I wish that I could say that we could stop using 2.4 soon, but we can't quite seem to get to that point yet :(

-Phil

Sam Lang wrote:
Hi Phil,
I have comments about the patch inline. Two general comments though. Reading this code (at least for me) has been hard because of all the feature check #ifdefs. I think trying to support all these different kernel versions gives us a lot of headache that maybe we don't need (I've seen this recently with HAVE_AIO_VFS_SUPPORT). Any chance we could pair it down to more recent versions? Do you guys expect to discontinue supporting 2.4 in the near future? Would it be possible to say that future pvfs releases only support 2.6 (maybe even > 2.6.x)? Anyone that has an older kernel has to use an older pvfs version?
-sam
On Mar 20, 2007, at 9:36 AM, Phil Carns wrote:
I am sending this patch in a separate email because it may need some discussion to hash out. Sometime in the past several months, the pvfs2_lookup() function in namei.c changed (I think along with something not directly related, but I don't recall exactly what happened now).

This change caused several directory related bugs to show up for us on 2.4 and 2.6 kernels. The 2.4 one was more severe, though, because it caused a kernel panic. It could be triggered by the "rename01" test in LTP, or by the following manual steps:

[EMAIL PROTECTED] pvfs2]# mkdir testdir
[EMAIL PROTECTED] pvfs2]# cd testdir
[EMAIL PROTECTED] testdir]# mkdir dir1
[EMAIL PROTECTED] testdir]# mv dir1 dir2
[EMAIL PROTECTED] testdir]# ls -alh
total 12K
drwxr-xr-x    1 root     root         4.0K Dec  1 12:18 .
drwxrwxrwt    1 root     root         4.0K Dec  1 12:17 ..
drwxr-xr-x    1 root     root         4.0K Dec  1 12:17 dir2
[EMAIL PROTECTED] testdir]# rm dir2
<crash>

... so it had something to do with removing a directory that had previously been renamed.

At any rate, I don't know enough about dentries and inodes anymore to truly understand the old logic that used to work or the newer logic that causes us problems.

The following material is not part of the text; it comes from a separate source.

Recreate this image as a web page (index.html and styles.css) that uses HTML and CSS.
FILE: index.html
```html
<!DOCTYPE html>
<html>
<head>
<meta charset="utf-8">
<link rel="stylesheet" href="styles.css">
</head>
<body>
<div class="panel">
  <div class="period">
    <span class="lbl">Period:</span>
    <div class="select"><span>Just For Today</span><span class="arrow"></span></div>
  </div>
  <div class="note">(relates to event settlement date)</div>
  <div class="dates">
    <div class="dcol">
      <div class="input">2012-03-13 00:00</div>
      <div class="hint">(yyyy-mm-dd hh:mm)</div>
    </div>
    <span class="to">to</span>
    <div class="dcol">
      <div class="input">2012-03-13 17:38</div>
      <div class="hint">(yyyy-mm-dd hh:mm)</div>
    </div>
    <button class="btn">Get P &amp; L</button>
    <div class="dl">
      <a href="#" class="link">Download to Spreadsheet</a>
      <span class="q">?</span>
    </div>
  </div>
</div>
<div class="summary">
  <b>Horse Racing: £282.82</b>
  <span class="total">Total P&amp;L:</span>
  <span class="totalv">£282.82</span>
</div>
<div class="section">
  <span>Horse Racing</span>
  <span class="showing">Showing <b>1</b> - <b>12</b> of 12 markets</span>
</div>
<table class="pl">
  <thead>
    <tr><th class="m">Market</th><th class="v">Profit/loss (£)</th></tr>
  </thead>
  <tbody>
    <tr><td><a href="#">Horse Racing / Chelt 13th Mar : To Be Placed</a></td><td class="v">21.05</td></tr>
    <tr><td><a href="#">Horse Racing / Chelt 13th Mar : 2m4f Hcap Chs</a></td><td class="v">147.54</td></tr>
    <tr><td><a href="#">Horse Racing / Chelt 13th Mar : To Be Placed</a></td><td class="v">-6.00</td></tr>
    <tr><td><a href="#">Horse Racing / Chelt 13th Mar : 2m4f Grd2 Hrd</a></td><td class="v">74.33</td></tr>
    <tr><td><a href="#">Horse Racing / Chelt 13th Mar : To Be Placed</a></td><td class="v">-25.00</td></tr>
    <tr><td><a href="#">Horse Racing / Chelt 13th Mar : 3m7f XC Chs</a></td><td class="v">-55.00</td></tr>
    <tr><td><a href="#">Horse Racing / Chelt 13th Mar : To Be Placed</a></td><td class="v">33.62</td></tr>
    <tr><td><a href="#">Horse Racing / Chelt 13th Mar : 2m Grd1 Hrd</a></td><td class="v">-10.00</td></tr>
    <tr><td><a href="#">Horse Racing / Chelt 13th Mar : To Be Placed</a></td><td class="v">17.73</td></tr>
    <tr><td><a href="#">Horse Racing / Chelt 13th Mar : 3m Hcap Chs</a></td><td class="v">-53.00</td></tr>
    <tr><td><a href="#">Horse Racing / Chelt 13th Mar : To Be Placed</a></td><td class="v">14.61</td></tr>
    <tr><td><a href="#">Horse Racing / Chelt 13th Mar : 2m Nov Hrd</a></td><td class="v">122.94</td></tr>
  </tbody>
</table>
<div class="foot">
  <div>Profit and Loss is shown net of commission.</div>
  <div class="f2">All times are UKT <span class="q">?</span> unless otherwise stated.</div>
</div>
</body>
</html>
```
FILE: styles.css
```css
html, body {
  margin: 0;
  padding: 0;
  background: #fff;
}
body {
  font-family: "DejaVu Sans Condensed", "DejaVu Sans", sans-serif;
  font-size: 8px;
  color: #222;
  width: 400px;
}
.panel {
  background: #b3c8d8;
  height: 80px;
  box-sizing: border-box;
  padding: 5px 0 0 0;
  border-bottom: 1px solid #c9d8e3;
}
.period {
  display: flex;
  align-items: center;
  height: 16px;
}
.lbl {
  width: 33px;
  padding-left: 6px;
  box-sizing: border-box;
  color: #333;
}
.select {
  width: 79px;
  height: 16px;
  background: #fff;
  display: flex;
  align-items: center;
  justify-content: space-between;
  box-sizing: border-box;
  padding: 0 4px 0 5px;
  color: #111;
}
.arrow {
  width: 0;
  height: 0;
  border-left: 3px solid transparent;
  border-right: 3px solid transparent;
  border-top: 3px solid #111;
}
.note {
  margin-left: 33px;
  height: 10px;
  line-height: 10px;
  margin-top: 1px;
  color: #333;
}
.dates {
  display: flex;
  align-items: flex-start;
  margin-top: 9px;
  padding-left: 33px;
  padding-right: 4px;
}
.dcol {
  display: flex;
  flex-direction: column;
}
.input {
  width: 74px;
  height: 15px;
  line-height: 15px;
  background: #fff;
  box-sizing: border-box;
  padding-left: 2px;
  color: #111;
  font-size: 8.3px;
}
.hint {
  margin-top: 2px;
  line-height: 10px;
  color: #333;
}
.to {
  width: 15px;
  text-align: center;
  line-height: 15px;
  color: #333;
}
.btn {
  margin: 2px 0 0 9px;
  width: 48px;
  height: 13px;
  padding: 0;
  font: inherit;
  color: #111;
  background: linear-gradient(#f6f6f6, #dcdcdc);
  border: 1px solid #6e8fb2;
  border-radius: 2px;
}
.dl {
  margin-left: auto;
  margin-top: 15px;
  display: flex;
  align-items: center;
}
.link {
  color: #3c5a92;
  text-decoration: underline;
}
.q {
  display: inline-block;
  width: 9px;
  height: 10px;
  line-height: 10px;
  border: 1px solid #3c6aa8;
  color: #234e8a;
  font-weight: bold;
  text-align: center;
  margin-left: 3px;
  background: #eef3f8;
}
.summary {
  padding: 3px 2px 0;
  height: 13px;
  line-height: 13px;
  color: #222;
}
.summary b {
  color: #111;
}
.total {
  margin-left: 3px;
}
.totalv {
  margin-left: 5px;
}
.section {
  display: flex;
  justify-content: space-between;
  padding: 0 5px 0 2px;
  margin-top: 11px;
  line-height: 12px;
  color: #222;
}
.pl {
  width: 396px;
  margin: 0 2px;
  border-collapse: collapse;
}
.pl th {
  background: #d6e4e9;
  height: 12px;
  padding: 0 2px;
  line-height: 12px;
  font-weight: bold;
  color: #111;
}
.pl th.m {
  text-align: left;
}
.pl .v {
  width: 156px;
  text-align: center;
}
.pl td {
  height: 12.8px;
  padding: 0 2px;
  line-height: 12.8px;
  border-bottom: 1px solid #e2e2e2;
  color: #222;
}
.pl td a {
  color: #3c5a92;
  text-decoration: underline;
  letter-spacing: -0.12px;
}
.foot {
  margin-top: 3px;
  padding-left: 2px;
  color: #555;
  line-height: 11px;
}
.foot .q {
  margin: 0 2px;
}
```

This patch just naively reverts some of the logic in namei.c to the point that it works again for us (without changing anything else that was in that set of commits). With this in place, we don't see any more test case failures or kernel panics on 2.6 or 2.4.

We have been using this patch for several months with success, but it would probably be a good idea for someone more familiar with this code to look at the change more carefully.

I don't have access to a 2.4 kernel with root at the moment, but following the code paths I have some comments. Hopefully Murali can chime in at some point and correct me where I'm wrong about stuff.
-Phil
Index: pvfs2_src/src/kernel/linux-2.6/namei.c
===================================================================
--- pvfs2_src/src/kernel/linux-2.6/namei.c    (revision 2909)
+++ pvfs2_src/src/kernel/linux-2.6/namei.c    (revision 2910)
@@ -164,19 +164,24 @@
     inode = pvfs2_iget(sb, &new_op->downcall.resp.lookup.refn);
     if (inode && !is_bad_inode(inode))
     {
-            struct dentry *res;
+            found_pvfs2_inode = PVFS2_I(inode);

+            /* store the retrieved handle and fs_id */
+ found_pvfs2_inode->refn = new_op- >downcall.resp.lookup.refn;
+
I think this is redundant. Unless you're using a _very_ old 2.4 kernel, the pvfs2_iget call sets the fsid and handle in the pvfs2 inode pointer of the inode. Basically, pvfs2_iget translates to a pvfs2_iget_common (with keep_locked == 0), which means that pvfs2_set_inode will get called, which will do the same thing as above. The only way I can see that this wouldn't happen is if iget4_locked isn't supported by your kernel version, but it appears to have been in 2.4.25 and up, so you'd have to be running with something pretty old. I think that Murali added pvfs2_iget to abstract out this manual setting, which will still appear to do in some places.
         /* update dentry/inode pair into dcache */
         dentry->d_op = &pvfs2_dentry_operations;

-            res = pvfs2_d_splice_alias(dentry, inode);
+            pvfs2_d_splice_alias(dentry, inode);

gossip_debug(GOSSIP_NAME_DEBUG, "Lookup success (inode ct = %d)\n",
                         (int)atomic_read(&inode->i_count));
+#if 0
             op_release(new_op);
             if (res)
                 res->d_op = &pvfs2_dentry_operations;
             return res;
+#endif
Here too, if you're running 2.4, then res is guaranteed to equal dentry, so while setting the dentry_operations struct to d_op is redundant for 2.4, its needed for 2.6 in the case where we found a disconnected dentry and returned that instead. The only difference here in the 2.4 code path that I can see is that if a new entry _was_ added to the dcache, you return NULL now, instead of returning the new entry. Since the new entry is in the dcache, maybe that's ok (and expected for 2.4). For 2.6 it seems clear that the new dentry is supposed to be returned.
     }
         else if (inode && is_bad_inode(inode))
         {
@@ -227,7 +232,14 @@
     }

     op_release(new_op);
-    return NULL;
+    if(ret != -ENOENT)
+    {
+        return ERR_PTR(ret);
+    }
+    else
+    {
+        return NULL;
+    }
This might be what's causing your failures with 2.4. It expects NULL if a dentry was added to the dcache (which happens with ENOENT), or a non-null error pointer for any other error. As mentioned above, I think the semantics of the return from lookup have changed in 2.6, so we might want to change this up a bit.